Hurricane Florence is pummeling the North Carolina coastline, making landfall with life-threatening storm surges and hurricane-force winds.
Wilmington, North Carolina, was hit Friday morning by a 105 mph wind gust, the strongest wind in the city since 1958.
"I see a biblical proportion flood event that's going to occur," Wilmington Police Chief Ralph Evangelous told ABC News. "I see the beach communities being inundated with water and destruction that will be pretty, pretty epic in nature."
Here's the latest:
More than 455,000 customers in North Carolina are without power early Friday as residents face the impacts of the Category 1 storm.
Catastrophic flooding is expected for much of the coastal Carolinas. Rainfall has already reached as many as 2 inches per hour in parts of eastern North Carolina.
Over 30 inches of rain have fallen in Atlantic Beach, North Carolina, according to the U.S Geological Survey. If confirmed by the National Weather Service, that would be a record-breaking total.

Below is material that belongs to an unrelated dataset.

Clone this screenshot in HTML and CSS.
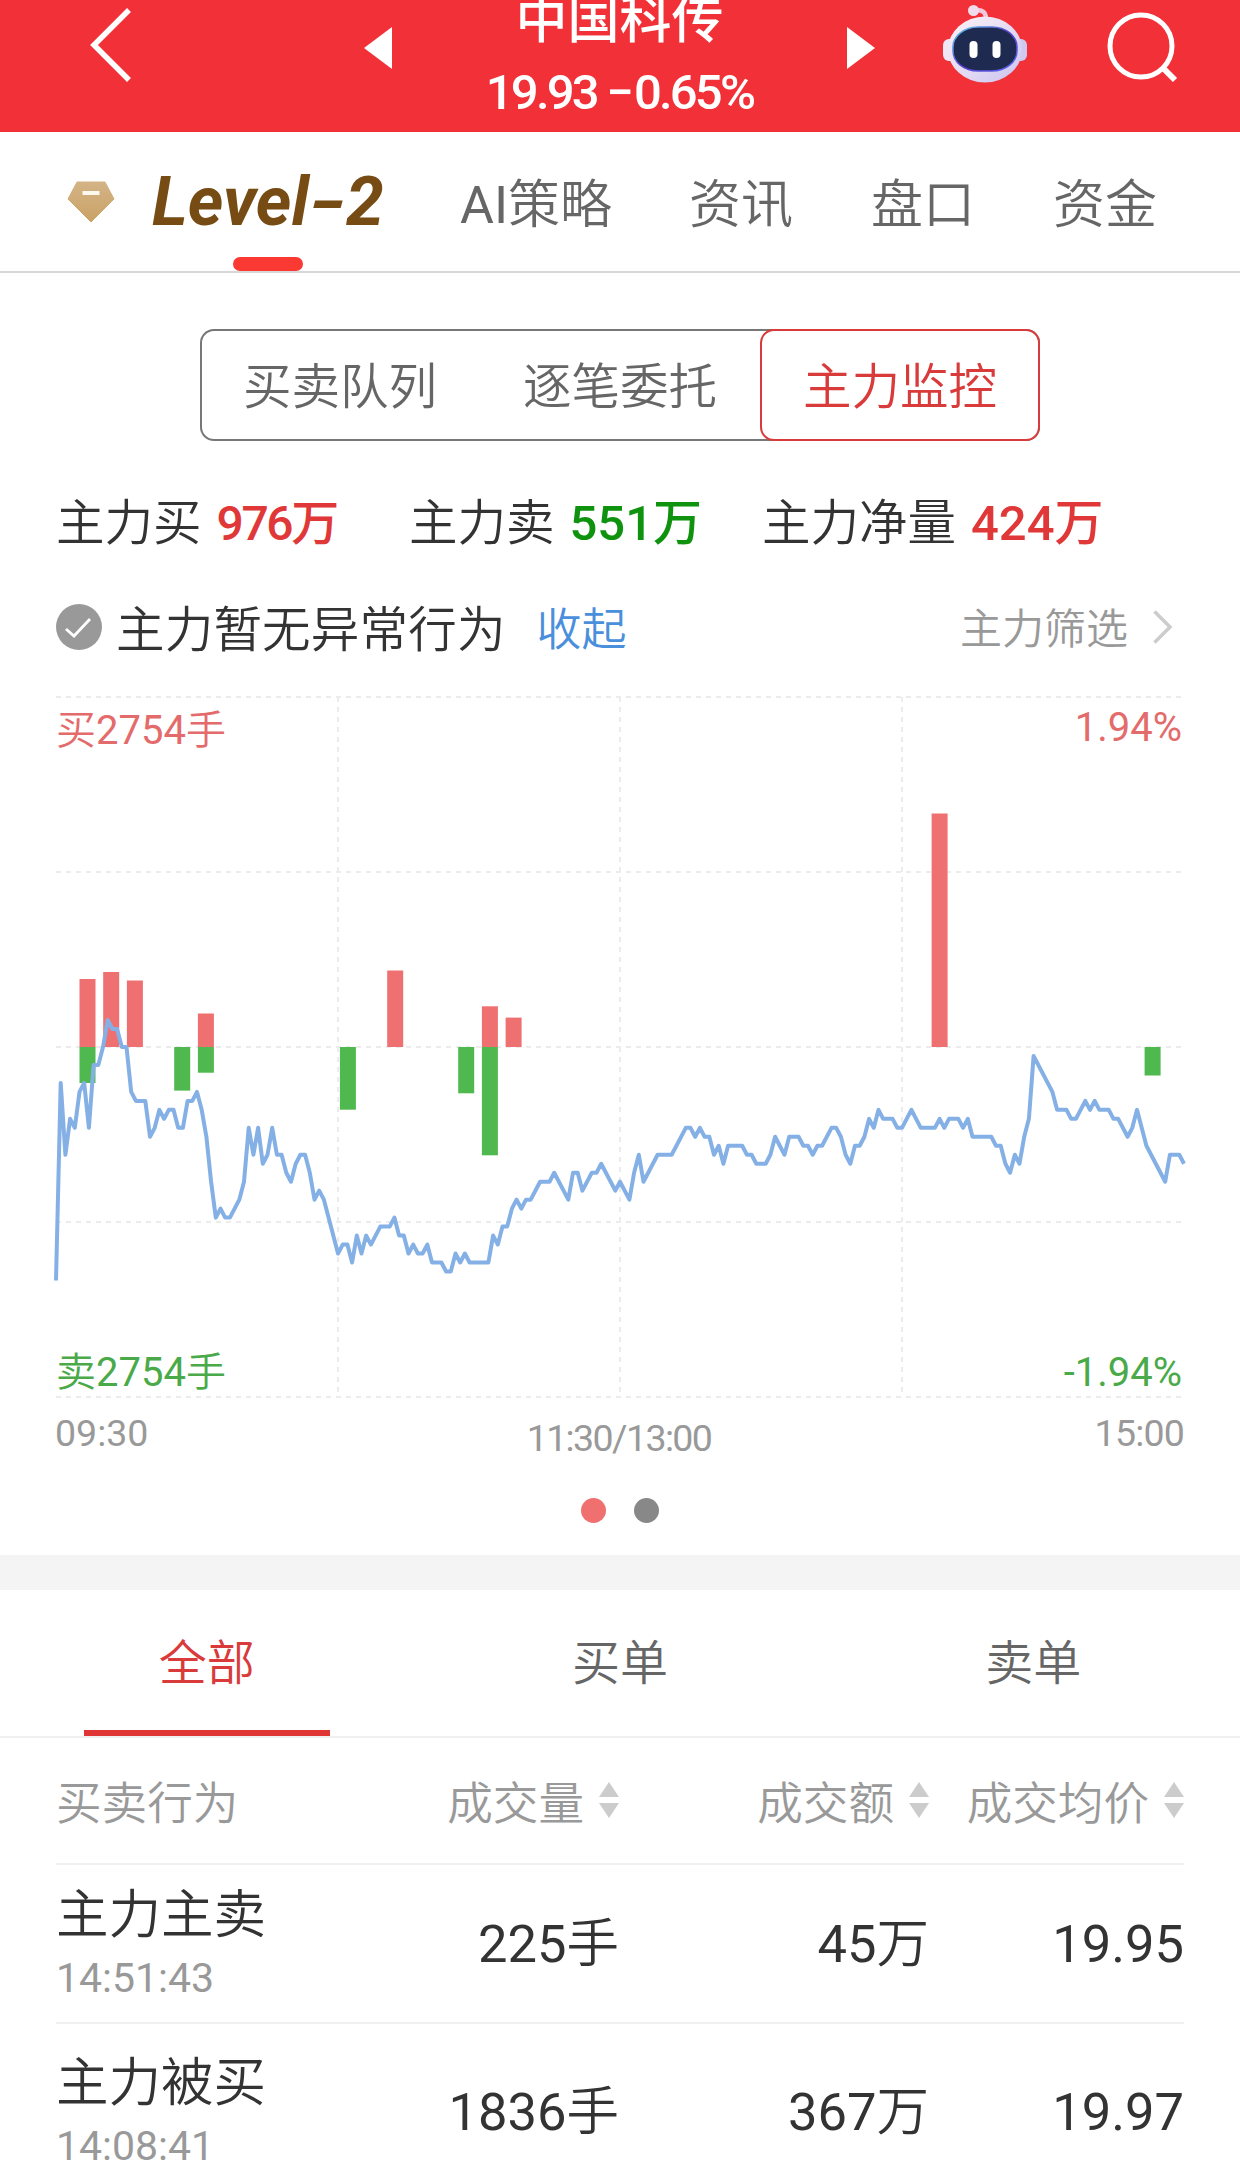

In Bayboro, North Carolina, one of the areas under evacuation, resident Kim Dunn stayed behind, and now she's trapped in her truck surrounded by rising water, as her boyfriend and his cousin are stranded on a paddle boat less than a mile away.
The water is as high as street signs, and "we have no way to get to them," Dunn told ABC News Friday morning.
"They've been out there for about six hours now just screaming for help," she said. "Only communication we have with them is just me flashing my lights to them and I think they have a flashlight they're flickering back to us."
Dunn, the mother of a 10-month-old, a 3-year-old and an 8-year-old, said she made a decision to stay behind as others evacuated.
"We were trying to figure out if we had enough finances to get out and if we were to get out, were we going to be able to get back home. So we made a decision to stay," she said. "I don't know how long it's going to be before the water actually starts to come into the apartment."
In nearby New Bern, where water levels reached 10 feet overnight, 150 people have requested a rescue. Volunteers are using private boats to pitch in and help, city spokeswoman Colleen Roberts said.
The downtown area, at the confluence of two rivers, is mostly underwater.
"This is twice the size of Hurricane Hugo," which tore through the Carolinas in 1989, New Bern Mayor Dana Outlaw told "Good Morning America."
"We need America's prayers," Outlaw said.
The city said on Twitter, "You may need to move up to the second story, or to your attic, but WE ARE COMING TO GET YOU."
The rainfall is forecast to reach up to 40 inches over the next several days.
Storm surge could be as high as 11 feet in parts of North Carolina, prompting officials to closely watch the rise of rivers in the eastern part of the state. River flooding may be worse than Hurricane Floyd in 1999.
The Cape Fear River is expected to be at major flood stage by Sunday and record flood stage by Monday.
"Surviving this storm will be a test of endurance, team work common sense and patience," North Carolina Gov. Roy Cooper said Thursday. "The heavy rains and high winds are likely to spread across North Carolina and linger for days.
"We will survive this, and we will endure.”